+++ Entries provided +++

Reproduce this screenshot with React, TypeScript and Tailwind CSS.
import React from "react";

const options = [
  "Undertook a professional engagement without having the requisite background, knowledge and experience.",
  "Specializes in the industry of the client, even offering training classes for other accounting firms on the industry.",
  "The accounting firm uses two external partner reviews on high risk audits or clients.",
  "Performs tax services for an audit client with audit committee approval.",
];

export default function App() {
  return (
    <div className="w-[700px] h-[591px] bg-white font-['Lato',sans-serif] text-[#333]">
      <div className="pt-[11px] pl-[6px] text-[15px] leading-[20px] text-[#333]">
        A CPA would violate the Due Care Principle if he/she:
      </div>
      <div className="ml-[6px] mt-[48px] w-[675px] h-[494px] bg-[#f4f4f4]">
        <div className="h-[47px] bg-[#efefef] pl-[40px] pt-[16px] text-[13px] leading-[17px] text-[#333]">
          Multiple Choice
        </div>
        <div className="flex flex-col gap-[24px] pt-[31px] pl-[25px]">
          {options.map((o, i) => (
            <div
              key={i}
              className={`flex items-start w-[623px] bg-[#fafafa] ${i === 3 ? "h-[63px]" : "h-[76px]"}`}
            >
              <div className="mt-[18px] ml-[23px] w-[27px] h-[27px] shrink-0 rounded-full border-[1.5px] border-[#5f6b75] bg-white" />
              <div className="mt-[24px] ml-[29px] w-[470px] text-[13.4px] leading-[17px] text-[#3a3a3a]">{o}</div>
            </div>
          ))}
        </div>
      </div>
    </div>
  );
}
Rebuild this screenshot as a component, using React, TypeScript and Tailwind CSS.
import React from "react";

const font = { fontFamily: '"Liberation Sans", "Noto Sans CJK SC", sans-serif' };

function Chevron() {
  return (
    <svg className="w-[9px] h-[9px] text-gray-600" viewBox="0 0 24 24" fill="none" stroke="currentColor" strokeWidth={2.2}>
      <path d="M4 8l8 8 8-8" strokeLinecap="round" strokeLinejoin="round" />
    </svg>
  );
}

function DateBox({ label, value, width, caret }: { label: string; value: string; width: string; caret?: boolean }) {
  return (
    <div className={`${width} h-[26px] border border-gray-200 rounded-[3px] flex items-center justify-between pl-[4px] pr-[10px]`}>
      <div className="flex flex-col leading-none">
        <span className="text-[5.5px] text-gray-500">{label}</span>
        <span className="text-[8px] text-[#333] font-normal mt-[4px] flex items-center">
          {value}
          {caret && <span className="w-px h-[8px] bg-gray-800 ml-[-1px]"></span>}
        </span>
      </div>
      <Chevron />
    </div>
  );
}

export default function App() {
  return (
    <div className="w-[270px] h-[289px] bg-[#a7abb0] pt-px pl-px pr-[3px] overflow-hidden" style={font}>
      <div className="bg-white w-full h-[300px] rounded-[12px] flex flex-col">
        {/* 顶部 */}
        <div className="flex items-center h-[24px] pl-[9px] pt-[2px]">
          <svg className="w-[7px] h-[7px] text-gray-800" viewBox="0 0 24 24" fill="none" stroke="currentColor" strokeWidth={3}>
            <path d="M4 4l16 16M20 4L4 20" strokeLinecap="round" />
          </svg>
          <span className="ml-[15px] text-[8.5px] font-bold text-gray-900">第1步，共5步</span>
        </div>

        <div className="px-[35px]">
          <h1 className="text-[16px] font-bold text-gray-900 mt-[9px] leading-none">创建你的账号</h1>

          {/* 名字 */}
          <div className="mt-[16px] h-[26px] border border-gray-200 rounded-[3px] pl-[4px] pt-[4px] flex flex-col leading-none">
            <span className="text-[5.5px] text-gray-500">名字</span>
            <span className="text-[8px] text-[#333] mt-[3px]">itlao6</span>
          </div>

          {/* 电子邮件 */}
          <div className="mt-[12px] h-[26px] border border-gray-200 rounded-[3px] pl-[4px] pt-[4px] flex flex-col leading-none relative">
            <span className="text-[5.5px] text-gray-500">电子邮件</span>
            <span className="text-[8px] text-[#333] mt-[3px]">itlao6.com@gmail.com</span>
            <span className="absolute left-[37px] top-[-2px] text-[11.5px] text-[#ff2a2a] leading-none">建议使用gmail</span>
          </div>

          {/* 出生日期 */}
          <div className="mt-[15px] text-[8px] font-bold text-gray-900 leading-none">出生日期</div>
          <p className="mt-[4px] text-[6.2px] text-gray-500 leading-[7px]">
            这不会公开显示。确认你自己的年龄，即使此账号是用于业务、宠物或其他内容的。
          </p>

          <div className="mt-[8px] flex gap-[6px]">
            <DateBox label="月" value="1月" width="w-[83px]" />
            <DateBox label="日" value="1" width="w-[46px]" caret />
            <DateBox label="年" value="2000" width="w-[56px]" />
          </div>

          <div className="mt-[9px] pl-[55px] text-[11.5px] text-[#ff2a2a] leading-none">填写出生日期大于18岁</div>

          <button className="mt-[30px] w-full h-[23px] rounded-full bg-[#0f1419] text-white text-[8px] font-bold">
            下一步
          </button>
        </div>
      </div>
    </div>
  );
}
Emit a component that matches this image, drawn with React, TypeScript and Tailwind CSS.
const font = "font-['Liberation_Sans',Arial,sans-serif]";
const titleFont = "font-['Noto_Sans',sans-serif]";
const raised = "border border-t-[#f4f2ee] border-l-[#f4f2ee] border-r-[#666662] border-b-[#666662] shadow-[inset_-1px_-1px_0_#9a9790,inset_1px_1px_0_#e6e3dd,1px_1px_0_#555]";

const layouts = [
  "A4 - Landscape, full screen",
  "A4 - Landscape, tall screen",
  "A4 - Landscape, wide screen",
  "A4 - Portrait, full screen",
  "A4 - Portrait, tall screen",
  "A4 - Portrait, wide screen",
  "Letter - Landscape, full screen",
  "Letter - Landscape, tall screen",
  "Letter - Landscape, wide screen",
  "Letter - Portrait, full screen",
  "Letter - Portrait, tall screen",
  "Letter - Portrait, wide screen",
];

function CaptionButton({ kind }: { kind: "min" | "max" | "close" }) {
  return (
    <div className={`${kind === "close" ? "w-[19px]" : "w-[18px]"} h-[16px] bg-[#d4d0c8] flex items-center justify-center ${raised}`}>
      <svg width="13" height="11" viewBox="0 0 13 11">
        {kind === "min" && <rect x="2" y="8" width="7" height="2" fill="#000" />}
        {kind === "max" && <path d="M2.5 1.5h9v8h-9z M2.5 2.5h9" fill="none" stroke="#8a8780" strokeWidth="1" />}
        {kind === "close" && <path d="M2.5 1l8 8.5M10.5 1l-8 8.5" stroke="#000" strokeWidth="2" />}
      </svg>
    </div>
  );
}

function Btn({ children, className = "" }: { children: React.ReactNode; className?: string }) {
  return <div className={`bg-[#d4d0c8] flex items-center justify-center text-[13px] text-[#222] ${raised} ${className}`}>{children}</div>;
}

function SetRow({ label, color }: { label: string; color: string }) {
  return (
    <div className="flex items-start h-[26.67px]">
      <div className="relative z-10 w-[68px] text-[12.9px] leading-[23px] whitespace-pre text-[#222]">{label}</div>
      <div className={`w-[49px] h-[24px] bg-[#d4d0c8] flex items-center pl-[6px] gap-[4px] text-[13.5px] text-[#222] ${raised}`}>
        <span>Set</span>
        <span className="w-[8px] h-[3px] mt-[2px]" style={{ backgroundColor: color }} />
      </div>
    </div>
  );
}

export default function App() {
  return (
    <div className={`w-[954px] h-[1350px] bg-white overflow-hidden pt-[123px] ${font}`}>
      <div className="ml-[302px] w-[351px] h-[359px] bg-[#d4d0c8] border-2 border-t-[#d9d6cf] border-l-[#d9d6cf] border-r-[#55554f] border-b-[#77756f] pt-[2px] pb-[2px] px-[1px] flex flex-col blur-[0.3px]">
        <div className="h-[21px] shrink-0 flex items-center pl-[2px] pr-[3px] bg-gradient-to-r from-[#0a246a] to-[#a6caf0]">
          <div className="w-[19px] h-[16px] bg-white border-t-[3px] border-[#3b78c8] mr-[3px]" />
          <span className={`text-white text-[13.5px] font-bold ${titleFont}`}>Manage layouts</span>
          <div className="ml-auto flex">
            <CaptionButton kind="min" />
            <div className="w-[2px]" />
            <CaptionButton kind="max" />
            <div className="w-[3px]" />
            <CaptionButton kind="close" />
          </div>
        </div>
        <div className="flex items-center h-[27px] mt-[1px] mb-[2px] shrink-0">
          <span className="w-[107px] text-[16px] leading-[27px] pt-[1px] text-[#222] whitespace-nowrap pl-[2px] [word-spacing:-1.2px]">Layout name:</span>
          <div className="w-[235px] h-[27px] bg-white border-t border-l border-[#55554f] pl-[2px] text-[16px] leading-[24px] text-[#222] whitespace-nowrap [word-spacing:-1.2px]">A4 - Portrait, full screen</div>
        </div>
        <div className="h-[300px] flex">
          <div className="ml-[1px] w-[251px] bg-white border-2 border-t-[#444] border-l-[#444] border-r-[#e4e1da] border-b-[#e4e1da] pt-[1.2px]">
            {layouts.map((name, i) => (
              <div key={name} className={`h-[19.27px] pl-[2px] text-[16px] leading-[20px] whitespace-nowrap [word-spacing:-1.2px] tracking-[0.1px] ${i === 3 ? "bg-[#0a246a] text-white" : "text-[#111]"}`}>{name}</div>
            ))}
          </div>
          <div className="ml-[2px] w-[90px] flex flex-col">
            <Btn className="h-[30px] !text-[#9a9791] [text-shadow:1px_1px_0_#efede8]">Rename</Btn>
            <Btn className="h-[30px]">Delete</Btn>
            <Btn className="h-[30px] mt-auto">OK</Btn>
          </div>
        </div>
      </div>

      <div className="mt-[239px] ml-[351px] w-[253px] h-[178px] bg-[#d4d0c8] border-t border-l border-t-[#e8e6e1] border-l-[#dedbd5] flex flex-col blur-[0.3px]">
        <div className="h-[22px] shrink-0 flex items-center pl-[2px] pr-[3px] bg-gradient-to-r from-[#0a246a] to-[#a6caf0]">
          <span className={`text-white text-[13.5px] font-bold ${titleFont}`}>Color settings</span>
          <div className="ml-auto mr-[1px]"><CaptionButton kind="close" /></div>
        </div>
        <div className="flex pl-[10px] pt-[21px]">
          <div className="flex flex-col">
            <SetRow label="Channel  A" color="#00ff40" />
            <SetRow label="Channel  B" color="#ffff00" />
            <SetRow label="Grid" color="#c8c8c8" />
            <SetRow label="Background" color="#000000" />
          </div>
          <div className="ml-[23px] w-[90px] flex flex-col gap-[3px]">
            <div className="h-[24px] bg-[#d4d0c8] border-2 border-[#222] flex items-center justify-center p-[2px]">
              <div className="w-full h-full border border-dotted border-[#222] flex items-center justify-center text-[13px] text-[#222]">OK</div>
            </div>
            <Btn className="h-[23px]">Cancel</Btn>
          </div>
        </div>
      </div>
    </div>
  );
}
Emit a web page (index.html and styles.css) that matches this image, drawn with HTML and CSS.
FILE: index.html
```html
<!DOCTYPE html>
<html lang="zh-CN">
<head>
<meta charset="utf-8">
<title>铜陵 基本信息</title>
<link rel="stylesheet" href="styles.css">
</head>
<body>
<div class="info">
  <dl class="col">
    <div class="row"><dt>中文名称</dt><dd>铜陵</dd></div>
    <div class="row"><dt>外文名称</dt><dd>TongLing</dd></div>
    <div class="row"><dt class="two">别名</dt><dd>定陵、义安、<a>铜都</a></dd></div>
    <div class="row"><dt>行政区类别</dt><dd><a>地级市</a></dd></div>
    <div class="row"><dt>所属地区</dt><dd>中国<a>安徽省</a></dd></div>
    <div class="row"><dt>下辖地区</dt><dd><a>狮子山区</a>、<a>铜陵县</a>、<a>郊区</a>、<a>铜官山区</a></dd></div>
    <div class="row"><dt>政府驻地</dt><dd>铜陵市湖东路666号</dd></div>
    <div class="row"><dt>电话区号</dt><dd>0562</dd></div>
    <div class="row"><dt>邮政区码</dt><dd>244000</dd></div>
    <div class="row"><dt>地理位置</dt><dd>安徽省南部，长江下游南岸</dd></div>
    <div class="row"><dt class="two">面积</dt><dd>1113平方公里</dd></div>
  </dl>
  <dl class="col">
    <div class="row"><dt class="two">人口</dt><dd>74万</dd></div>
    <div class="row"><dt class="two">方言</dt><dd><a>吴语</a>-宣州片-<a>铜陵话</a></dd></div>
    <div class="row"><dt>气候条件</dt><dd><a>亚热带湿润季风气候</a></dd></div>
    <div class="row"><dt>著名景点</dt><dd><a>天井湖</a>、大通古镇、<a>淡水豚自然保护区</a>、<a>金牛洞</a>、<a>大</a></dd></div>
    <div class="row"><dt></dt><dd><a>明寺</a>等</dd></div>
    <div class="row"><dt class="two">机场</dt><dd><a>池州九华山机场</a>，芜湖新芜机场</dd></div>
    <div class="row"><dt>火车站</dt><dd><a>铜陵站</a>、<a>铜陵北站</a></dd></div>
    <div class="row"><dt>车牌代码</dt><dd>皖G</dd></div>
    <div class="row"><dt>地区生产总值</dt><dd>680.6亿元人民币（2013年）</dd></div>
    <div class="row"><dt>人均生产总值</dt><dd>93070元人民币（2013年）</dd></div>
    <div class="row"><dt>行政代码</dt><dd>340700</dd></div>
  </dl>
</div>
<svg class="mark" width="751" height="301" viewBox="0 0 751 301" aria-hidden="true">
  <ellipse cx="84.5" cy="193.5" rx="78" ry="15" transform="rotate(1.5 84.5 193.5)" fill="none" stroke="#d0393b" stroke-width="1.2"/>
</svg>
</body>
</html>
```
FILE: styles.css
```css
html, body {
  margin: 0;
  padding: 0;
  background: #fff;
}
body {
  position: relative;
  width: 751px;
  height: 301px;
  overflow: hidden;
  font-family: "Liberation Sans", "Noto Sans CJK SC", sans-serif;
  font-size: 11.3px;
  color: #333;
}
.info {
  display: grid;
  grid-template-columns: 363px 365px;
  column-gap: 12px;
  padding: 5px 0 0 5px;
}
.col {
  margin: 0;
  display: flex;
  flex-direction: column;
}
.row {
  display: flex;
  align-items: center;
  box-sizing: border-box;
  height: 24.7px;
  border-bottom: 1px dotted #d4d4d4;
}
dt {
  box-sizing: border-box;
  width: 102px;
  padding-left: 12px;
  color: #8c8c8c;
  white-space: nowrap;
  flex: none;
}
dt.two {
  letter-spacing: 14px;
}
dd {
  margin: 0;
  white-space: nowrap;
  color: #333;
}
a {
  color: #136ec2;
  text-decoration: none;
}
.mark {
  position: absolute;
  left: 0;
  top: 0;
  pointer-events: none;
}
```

+++

→ **Problem to work on**
Extract the lines from the line with "Rebuild this screenshot" to the line with "font-bold text-gray-900 mt-[9px]", inclusive, reproducing them exactly and leaving out every other line.

→ **Full answer**
Rebuild this screenshot as a component, using React, TypeScript and Tailwind CSS.
import React from "react";

const font = { fontFamily: '"Liberation Sans", "Noto Sans CJK SC", sans-serif' };

function Chevron() {
  return (
    <svg className="w-[9px] h-[9px] text-gray-600" viewBox="0 0 24 24" fill="none" stroke="currentColor" strokeWidth={2.2}>
      <path d="M4 8l8 8 8-8" strokeLinecap="round" strokeLinejoin="round" />
    </svg>
  );
}

function DateBox({ label, value, width, caret }: { label: string; value: string; width: string; caret?: boolean }) {
  return (
    <div className={`${width} h-[26px] border border-gray-200 rounded-[3px] flex items-center justify-between pl-[4px] pr-[10px]`}>
      <div className="flex flex-col leading-none">
        <span className="text-[5.5px] text-gray-500">{label}</span>
        <span className="text-[8px] text-[#333] font-normal mt-[4px] flex items-center">
          {value}
          {caret && <span className="w-px h-[8px] bg-gray-800 ml-[-1px]"></span>}
        </span>
      </div>
      <Chevron />
    </div>
  );
}

export default function App() {
  return (
    <div className="w-[270px] h-[289px] bg-[#a7abb0] pt-px pl-px pr-[3px] overflow-hidden" style={font}>
      <div className="bg-white w-full h-[300px] rounded-[12px] flex flex-col">
        {/* 顶部 */}
        <div className="flex items-center h-[24px] pl-[9px] pt-[2px]">
          <svg className="w-[7px] h-[7px] text-gray-800" viewBox="0 0 24 24" fill="none" stroke="currentColor" strokeWidth={3}>
            <path d="M4 4l16 16M20 4L4 20" strokeLinecap="round" />
          </svg>
          <span className="ml-[15px] text-[8.5px] font-bold text-gray-900">第1步，共5步</span>
        </div>

        <div className="px-[35px]">
          <h1 className="text-[16px] font-bold text-gray-900 mt-[9px] leading-none">创建你的账号</h1>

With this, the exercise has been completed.